Dataset excerpt:
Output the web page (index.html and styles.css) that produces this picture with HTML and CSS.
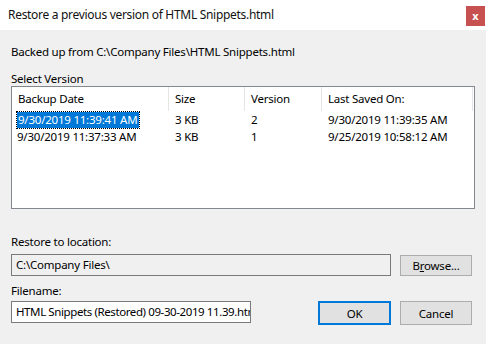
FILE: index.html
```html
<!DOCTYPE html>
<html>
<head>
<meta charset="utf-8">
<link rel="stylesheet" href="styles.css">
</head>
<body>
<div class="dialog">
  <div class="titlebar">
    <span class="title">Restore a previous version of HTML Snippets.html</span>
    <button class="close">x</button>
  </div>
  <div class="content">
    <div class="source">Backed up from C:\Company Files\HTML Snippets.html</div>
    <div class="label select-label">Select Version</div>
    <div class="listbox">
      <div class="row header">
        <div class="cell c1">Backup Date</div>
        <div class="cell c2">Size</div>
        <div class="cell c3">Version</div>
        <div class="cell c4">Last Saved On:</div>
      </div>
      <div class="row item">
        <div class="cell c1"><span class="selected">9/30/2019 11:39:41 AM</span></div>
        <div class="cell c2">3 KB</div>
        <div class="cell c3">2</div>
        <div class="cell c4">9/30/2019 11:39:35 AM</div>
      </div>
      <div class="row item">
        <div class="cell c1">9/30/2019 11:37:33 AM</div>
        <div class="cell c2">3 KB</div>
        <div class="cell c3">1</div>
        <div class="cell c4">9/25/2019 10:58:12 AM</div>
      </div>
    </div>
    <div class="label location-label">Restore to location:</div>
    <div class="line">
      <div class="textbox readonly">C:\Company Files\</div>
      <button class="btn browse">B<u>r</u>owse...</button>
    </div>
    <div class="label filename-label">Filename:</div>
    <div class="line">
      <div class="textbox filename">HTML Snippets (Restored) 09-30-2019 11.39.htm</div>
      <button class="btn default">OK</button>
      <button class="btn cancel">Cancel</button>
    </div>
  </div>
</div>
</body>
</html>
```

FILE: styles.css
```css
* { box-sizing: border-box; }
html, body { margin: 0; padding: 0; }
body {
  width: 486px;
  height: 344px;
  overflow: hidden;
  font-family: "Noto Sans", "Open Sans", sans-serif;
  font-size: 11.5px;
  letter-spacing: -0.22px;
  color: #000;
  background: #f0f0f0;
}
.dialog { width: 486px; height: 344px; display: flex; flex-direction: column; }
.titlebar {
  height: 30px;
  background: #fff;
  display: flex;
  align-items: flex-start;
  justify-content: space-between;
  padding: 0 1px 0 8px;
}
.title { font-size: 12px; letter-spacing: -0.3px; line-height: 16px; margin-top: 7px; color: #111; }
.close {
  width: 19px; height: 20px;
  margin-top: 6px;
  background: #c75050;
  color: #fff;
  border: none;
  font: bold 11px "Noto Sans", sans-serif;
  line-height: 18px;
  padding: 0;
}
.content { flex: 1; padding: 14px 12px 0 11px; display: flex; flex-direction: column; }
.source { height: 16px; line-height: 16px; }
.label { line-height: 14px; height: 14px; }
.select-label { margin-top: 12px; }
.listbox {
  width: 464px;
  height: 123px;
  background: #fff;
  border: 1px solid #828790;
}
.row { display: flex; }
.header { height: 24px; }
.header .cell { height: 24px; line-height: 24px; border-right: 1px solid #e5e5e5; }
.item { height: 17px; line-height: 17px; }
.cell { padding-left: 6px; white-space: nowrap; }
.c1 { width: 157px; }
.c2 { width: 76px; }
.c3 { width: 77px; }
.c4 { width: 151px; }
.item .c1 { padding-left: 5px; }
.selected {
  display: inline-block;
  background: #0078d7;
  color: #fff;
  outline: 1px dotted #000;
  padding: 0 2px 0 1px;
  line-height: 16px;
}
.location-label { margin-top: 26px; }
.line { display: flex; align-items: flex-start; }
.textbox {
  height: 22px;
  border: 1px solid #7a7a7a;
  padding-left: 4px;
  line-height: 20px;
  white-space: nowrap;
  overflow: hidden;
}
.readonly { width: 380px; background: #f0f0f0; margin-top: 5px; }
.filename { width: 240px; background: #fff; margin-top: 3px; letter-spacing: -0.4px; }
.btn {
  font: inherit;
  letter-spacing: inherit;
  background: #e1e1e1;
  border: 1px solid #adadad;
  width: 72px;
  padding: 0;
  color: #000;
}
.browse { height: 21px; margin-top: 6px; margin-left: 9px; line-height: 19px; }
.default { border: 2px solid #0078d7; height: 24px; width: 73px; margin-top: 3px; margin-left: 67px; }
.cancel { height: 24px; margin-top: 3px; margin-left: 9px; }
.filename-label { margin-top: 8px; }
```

What to do: Output a single number: how many lines contain the word "index".

The response: 2